Exercise goal » Set down the material below word for word, excluding the pictures.

Stored data »
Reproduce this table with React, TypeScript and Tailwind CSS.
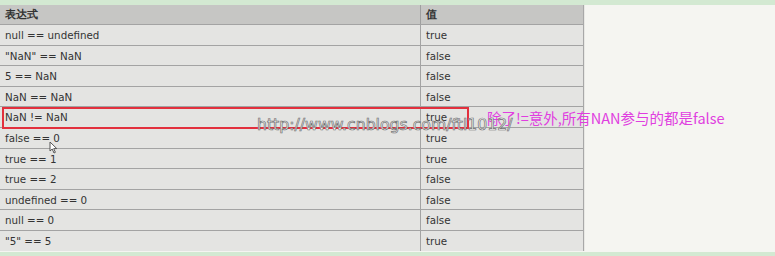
const ROWS: [string, string][] = [
  ["null == undefined", "true"],
  ['"NaN" == NaN', "false"],
  ["5 == NaN", "false"],
  ["NaN == NaN", "false"],
  ["NaN != NaN", "true"],
  ["false == 0", "true"],
  ["true == 1", "true"],
  ["true == 2", "false"],
  ["undefined == 0", "false"],
  ["null == 0", "false"],
  ['"5" == 5', "true"],
];

export default function App() {
  return (
    <div className="relative h-[256px] w-[775px] overflow-hidden bg-[#f5f5f1] font-['DejaVu_Sans',sans-serif] text-[#333]">
      <div className="h-[5px] bg-[#d3e9d2]" />
      <div className="flex">
        <div className="w-[584px] border-r border-[#a8a8a8] bg-[#e4e4e2]">
          <div className="flex h-[19px] bg-[#c6c6c4] text-[10.5px] font-bold">
            <div className="w-[421px] border-r border-[#9f9f9f] pl-[5px] leading-[19px]">表达式</div>
            <div className="flex-1 pl-[5px] leading-[19px]">值</div>
          </div>
          {ROWS.map(([expr, val]) => (
            <div key={expr} className="flex h-[20.6px] border-t border-[#a3a3a3] text-[10.3px]">
              <div className="w-[421px] border-r border-[#a3a3a3] pl-[5px] leading-[20px]">{expr}</div>
              <div className="flex-1 pl-[5px] leading-[20px]">{val}</div>
            </div>
          ))}
        </div>
        <div className="flex-1 border-l border-[#e8e8e4]" />
      </div>
      <div className="absolute bottom-0 left-0 h-[4px] w-full bg-[#d3e9d2]" />

      {/* red highlight box */}
      <div className="absolute left-[2px] top-[107px] h-[22px] w-[467px] border-2 border-[#e2303d]" />

      {/* note */}
      <div className="absolute left-[487px] top-[108px] text-[14.5px] leading-[20px] text-[#e03ee0] font-['Noto_Sans_CJK_SC',sans-serif]">
        除了!=意外,所有NAN参与的都是false
      </div>

      {/* watermark */}
      <div className="pointer-events-none absolute left-[257px] top-[115px] text-[15.7px] leading-[20px] text-white font-['DejaVu_Sans',sans-serif] [-webkit-text-stroke:0.7px_#6f6f6f]">
        http://www.cnblogs.com/ftl1012/
      </div>

      {/* cursor */}
      <svg className="absolute left-[49px] top-[141px]" width="9" height="13" viewBox="0 0 9 13">
        <path d="M1 1 L1 10 L3.2 8 L5 12 L6.4 11.3 L4.7 7.6 L7.8 7.6 Z" fill="#fff" stroke="#555" strokeWidth="1" />
      </svg>
    </div>
  );
}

In response »
Reproduce this table with React, TypeScript and Tailwind CSS.
const ROWS: [string, string][] = [
  ["null == undefined", "true"],
  ['"NaN" == NaN', "false"],
  ["5 == NaN", "false"],
  ["NaN == NaN", "false"],
  ["NaN != NaN", "true"],
  ["false == 0", "true"],
  ["true == 1", "true"],
  ["true == 2", "false"],
  ["undefined == 0", "false"],
  ["null == 0", "false"],
  ['"5" == 5', "true"],
];

export default function App() {
  return (
    <div className="relative h-[256px] w-[775px] overflow-hidden bg-[#f5f5f1] font-['DejaVu_Sans',sans-serif] text-[#333]">
      <div className="h-[5px] bg-[#d3e9d2]" />
      <div className="flex">
        <div className="w-[584px] border-r border-[#a8a8a8] bg-[#e4e4e2]">
          <div className="flex h-[19px] bg-[#c6c6c4] text-[10.5px] font-bold">
            <div className="w-[421px] border-r border-[#9f9f9f] pl-[5px] leading-[19px]">表达式</div>
            <div className="flex-1 pl-[5px] leading-[19px]">值</div>
          </div>
          {ROWS.map(([expr, val]) => (
            <div key={expr} className="flex h-[20.6px] border-t border-[#a3a3a3] text-[10.3px]">
              <div className="w-[421px] border-r border-[#a3a3a3] pl-[5px] leading-[20px]">{expr}</div>
              <div className="flex-1 pl-[5px] leading-[20px]">{val}</div>
            </div>
          ))}
        </div>
        <div className="flex-1 border-l border-[#e8e8e4]" />
      </div>
      <div className="absolute bottom-0 left-0 h-[4px] w-full bg-[#d3e9d2]" />

      {/* red highlight box */}
      <div className="absolute left-[2px] top-[107px] h-[22px] w-[467px] border-2 border-[#e2303d]" />

      {/* note */}
      <div className="absolute left-[487px] top-[108px] text-[14.5px] leading-[20px] text-[#e03ee0] font-['Noto_Sans_CJK_SC',sans-serif]">
        除了!=意外,所有NAN参与的都是false
      </div>

      {/* watermark */}
      <div className="pointer-events-none absolute left-[257px] top-[115px] text-[15.7px] leading-[20px] text-white font-['DejaVu_Sans',sans-serif] [-webkit-text-stroke:0.7px_#6f6f6f]">
        http://www.cnblogs.com/ftl1012/
      </div>

      {/* cursor */}
      <svg className="absolute left-[49px] top-[141px]" width="9" height="13" viewBox="0 0 9 13">
        <path d="M1 1 L1 10 L3.2 8 L5 12 L6.4 11.3 L4.7 7.6 L7.8 7.6 Z" fill="#fff" stroke="#555" strokeWidth="1" />
      </svg>
    </div>
  );
}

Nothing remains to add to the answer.